COLLECTED MATERIAL |
+++++

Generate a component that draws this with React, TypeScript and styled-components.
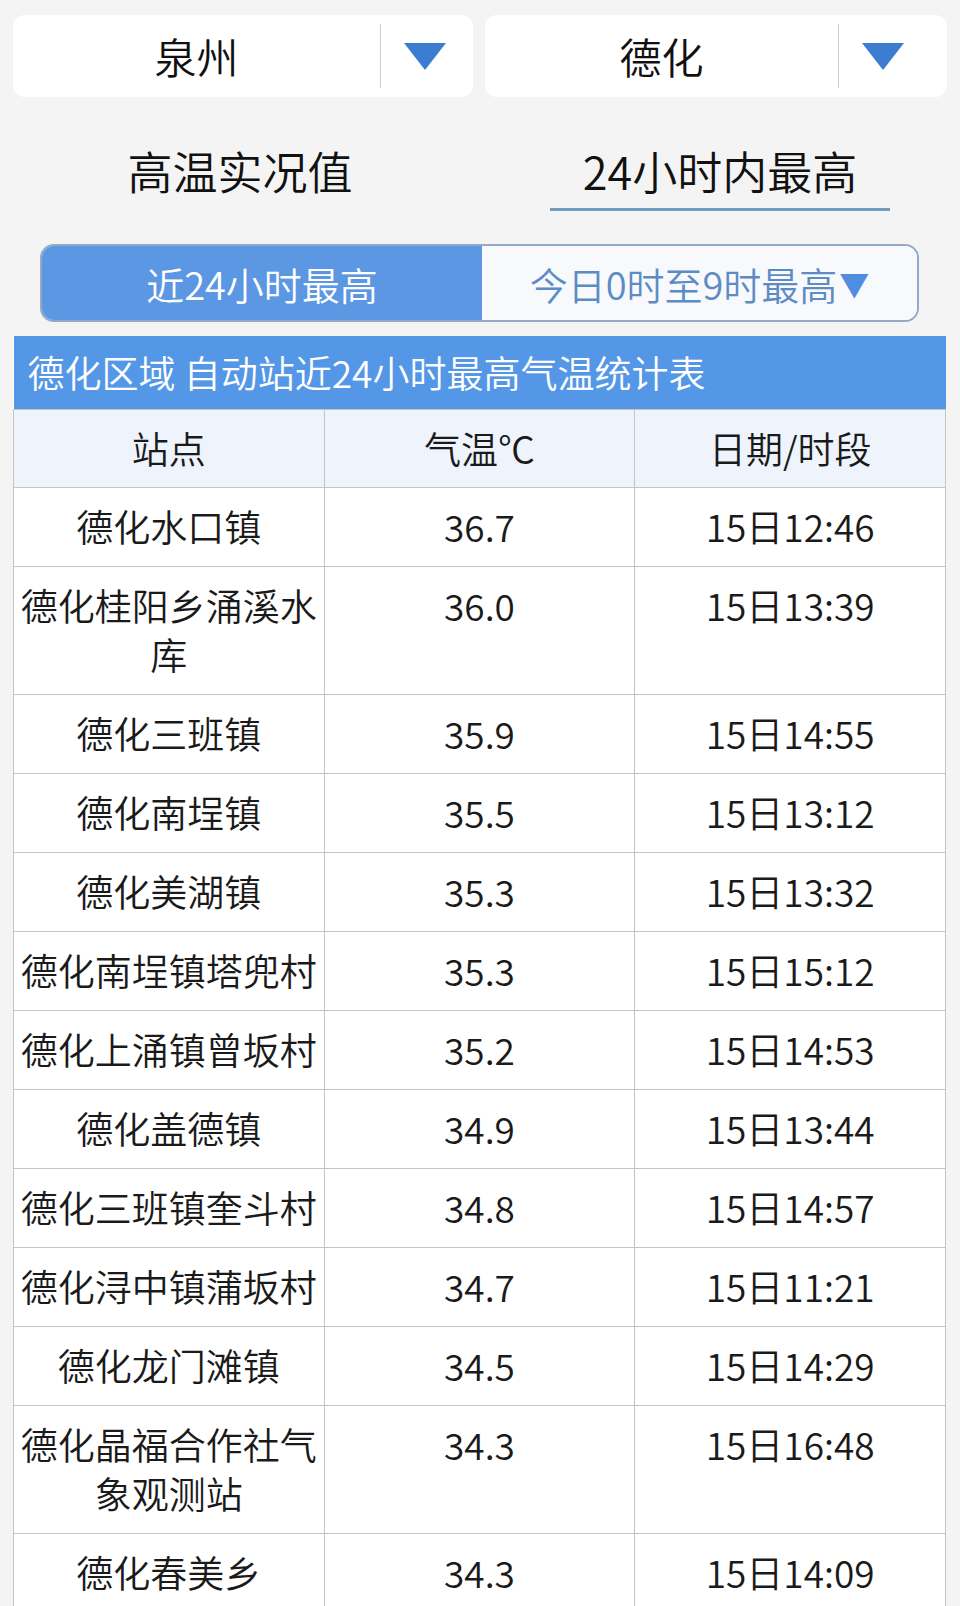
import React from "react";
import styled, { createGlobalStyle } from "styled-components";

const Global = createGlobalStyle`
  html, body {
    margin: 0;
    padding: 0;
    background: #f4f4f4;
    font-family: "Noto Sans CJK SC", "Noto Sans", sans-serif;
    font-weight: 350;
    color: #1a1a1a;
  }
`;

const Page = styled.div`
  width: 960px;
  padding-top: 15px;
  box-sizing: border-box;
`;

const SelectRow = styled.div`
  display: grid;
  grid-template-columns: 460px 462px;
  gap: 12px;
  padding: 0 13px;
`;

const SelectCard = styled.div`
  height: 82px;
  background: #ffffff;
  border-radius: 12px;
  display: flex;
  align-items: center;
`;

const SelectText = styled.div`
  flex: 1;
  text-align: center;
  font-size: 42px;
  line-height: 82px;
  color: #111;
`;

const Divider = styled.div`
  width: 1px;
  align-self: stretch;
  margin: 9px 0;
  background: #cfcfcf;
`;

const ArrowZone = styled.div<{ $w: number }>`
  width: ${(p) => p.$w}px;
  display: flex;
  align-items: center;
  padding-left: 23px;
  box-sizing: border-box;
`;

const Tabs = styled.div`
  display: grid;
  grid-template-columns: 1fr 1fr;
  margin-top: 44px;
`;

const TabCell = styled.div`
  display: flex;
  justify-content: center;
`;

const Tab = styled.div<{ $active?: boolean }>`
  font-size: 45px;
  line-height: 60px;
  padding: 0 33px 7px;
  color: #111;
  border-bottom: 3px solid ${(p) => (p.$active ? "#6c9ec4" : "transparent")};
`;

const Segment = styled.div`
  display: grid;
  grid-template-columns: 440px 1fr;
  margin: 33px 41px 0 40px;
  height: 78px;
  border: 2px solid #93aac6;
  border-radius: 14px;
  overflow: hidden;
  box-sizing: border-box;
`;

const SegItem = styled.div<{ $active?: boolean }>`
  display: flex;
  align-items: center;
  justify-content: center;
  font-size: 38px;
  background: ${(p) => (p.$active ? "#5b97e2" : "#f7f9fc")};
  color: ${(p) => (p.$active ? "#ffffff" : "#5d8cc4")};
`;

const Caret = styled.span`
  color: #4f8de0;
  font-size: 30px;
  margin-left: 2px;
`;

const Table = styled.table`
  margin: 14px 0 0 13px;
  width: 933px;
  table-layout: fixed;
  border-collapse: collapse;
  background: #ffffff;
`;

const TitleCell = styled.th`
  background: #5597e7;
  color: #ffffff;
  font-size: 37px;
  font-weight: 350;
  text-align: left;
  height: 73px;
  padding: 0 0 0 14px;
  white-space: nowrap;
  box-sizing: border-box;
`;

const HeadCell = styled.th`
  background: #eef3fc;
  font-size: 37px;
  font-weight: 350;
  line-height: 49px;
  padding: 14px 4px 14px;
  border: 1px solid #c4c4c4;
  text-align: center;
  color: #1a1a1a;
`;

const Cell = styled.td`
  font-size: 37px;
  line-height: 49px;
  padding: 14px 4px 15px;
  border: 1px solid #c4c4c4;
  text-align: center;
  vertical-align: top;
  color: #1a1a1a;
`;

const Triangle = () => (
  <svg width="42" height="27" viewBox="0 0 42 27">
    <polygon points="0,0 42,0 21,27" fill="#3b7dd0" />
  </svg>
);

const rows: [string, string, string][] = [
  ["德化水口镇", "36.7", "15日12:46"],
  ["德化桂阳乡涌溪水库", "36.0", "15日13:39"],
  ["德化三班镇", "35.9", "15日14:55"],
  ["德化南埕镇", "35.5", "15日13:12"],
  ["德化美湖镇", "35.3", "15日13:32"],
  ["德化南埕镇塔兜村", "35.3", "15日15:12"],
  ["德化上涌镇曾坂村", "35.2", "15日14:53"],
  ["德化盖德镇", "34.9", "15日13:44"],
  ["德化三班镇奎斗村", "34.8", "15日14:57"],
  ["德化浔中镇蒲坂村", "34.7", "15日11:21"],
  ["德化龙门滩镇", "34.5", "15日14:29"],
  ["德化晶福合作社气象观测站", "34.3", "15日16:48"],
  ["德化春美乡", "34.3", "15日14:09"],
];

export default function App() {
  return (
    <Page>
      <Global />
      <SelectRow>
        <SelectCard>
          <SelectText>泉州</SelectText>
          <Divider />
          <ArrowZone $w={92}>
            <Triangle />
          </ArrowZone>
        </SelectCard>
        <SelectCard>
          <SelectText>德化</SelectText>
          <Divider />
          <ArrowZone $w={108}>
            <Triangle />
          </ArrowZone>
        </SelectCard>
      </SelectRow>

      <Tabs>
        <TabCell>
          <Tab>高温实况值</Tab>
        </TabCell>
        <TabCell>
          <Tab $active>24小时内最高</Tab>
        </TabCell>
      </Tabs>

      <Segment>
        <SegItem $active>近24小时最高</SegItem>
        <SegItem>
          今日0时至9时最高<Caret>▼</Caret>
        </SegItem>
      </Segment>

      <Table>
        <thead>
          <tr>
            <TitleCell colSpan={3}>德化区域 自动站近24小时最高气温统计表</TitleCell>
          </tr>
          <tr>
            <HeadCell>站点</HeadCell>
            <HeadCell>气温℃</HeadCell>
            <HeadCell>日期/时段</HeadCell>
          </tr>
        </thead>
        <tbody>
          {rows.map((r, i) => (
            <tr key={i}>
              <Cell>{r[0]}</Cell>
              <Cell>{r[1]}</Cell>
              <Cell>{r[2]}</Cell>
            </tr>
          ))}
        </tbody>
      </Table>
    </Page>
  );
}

+++++

PROMPT |
Reproduce the full material exactly, excluding the pictures.

SOLUTION TO THE EXERCISE |
Generate a component that draws this with React, TypeScript and styled-components.
import React from "react";
import styled, { createGlobalStyle } from "styled-components";

const Global = createGlobalStyle`
  html, body {
    margin: 0;
    padding: 0;
    background: #f4f4f4;
    font-family: "Noto Sans CJK SC", "Noto Sans", sans-serif;
    font-weight: 350;
    color: #1a1a1a;
  }
`;

const Page = styled.div`
  width: 960px;
  padding-top: 15px;
  box-sizing: border-box;
`;

const SelectRow = styled.div`
  display: grid;
  grid-template-columns: 460px 462px;
  gap: 12px;
  padding: 0 13px;
`;

const SelectCard = styled.div`
  height: 82px;
  background: #ffffff;
  border-radius: 12px;
  display: flex;
  align-items: center;
`;

const SelectText = styled.div`
  flex: 1;
  text-align: center;
  font-size: 42px;
  line-height: 82px;
  color: #111;
`;

const Divider = styled.div`
  width: 1px;
  align-self: stretch;
  margin: 9px 0;
  background: #cfcfcf;
`;

const ArrowZone = styled.div<{ $w: number }>`
  width: ${(p) => p.$w}px;
  display: flex;
  align-items: center;
  padding-left: 23px;
  box-sizing: border-box;
`;

const Tabs = styled.div`
  display: grid;
  grid-template-columns: 1fr 1fr;
  margin-top: 44px;
`;

const TabCell = styled.div`
  display: flex;
  justify-content: center;
`;

const Tab = styled.div<{ $active?: boolean }>`
  font-size: 45px;
  line-height: 60px;
  padding: 0 33px 7px;
  color: #111;
  border-bottom: 3px solid ${(p) => (p.$active ? "#6c9ec4" : "transparent")};
`;

const Segment = styled.div`
  display: grid;
  grid-template-columns: 440px 1fr;
  margin: 33px 41px 0 40px;
  height: 78px;
  border: 2px solid #93aac6;
  border-radius: 14px;
  overflow: hidden;
  box-sizing: border-box;
`;

const SegItem = styled.div<{ $active?: boolean }>`
  display: flex;
  align-items: center;
  justify-content: center;
  font-size: 38px;
  background: ${(p) => (p.$active ? "#5b97e2" : "#f7f9fc")};
  color: ${(p) => (p.$active ? "#ffffff" : "#5d8cc4")};
`;

const Caret = styled.span`
  color: #4f8de0;
  font-size: 30px;
  margin-left: 2px;
`;

const Table = styled.table`
  margin: 14px 0 0 13px;
  width: 933px;
  table-layout: fixed;
  border-collapse: collapse;
  background: #ffffff;
`;

const TitleCell = styled.th`
  background: #5597e7;
  color: #ffffff;
  font-size: 37px;
  font-weight: 350;
  text-align: left;
  height: 73px;
  padding: 0 0 0 14px;
  white-space: nowrap;
  box-sizing: border-box;
`;

const HeadCell = styled.th`
  background: #eef3fc;
  font-size: 37px;
  font-weight: 350;
  line-height: 49px;
  padding: 14px 4px 14px;
  border: 1px solid #c4c4c4;
  text-align: center;
  color: #1a1a1a;
`;

const Cell = styled.td`
  font-size: 37px;
  line-height: 49px;
  padding: 14px 4px 15px;
  border: 1px solid #c4c4c4;
  text-align: center;
  vertical-align: top;
  color: #1a1a1a;
`;

const Triangle = () => (
  <svg width="42" height="27" viewBox="0 0 42 27">
    <polygon points="0,0 42,0 21,27" fill="#3b7dd0" />
  </svg>
);

const rows: [string, string, string][] = [
  ["德化水口镇", "36.7", "15日12:46"],
  ["德化桂阳乡涌溪水库", "36.0", "15日13:39"],
  ["德化三班镇", "35.9", "15日14:55"],
  ["德化南埕镇", "35.5", "15日13:12"],
  ["德化美湖镇", "35.3", "15日13:32"],
  ["德化南埕镇塔兜村", "35.3", "15日15:12"],
  ["德化上涌镇曾坂村", "35.2", "15日14:53"],
  ["德化盖德镇", "34.9", "15日13:44"],
  ["德化三班镇奎斗村", "34.8", "15日14:57"],
  ["德化浔中镇蒲坂村", "34.7", "15日11:21"],
  ["德化龙门滩镇", "34.5", "15日14:29"],
  ["德化晶福合作社气象观测站", "34.3", "15日16:48"],
  ["德化春美乡", "34.3", "15日14:09"],
];

export default function App() {
  return (
    <Page>
      <Global />
      <SelectRow>
        <SelectCard>
          <SelectText>泉州</SelectText>
          <Divider />
          <ArrowZone $w={92}>
            <Triangle />
          </ArrowZone>
        </SelectCard>
        <SelectCard>
          <SelectText>德化</SelectText>
          <Divider />
          <ArrowZone $w={108}>
            <Triangle />
          </ArrowZone>
        </SelectCard>
      </SelectRow>

      <Tabs>
        <TabCell>
          <Tab>高温实况值</Tab>
        </TabCell>
        <TabCell>
          <Tab $active>24小时内最高</Tab>
        </TabCell>
      </Tabs>

      <Segment>
        <SegItem $active>近24小时最高</SegItem>
        <SegItem>
          今日0时至9时最高<Caret>▼</Caret>
        </SegItem>
      </Segment>

      <Table>
        <thead>
          <tr>
            <TitleCell colSpan={3}>德化区域 自动站近24小时最高气温统计表</TitleCell>
          </tr>
          <tr>
            <HeadCell>站点</HeadCell>
            <HeadCell>气温℃</HeadCell>
            <HeadCell>日期/时段</HeadCell>
          </tr>
        </thead>
        <tbody>
          {rows.map((r, i) => (
            <tr key={i}>
              <Cell>{r[0]}</Cell>
              <Cell>{r[1]}</Cell>
              <Cell>{r[2]}</Cell>
            </tr>
          ))}
        </tbody>
      </Table>
    </Page>
  );
}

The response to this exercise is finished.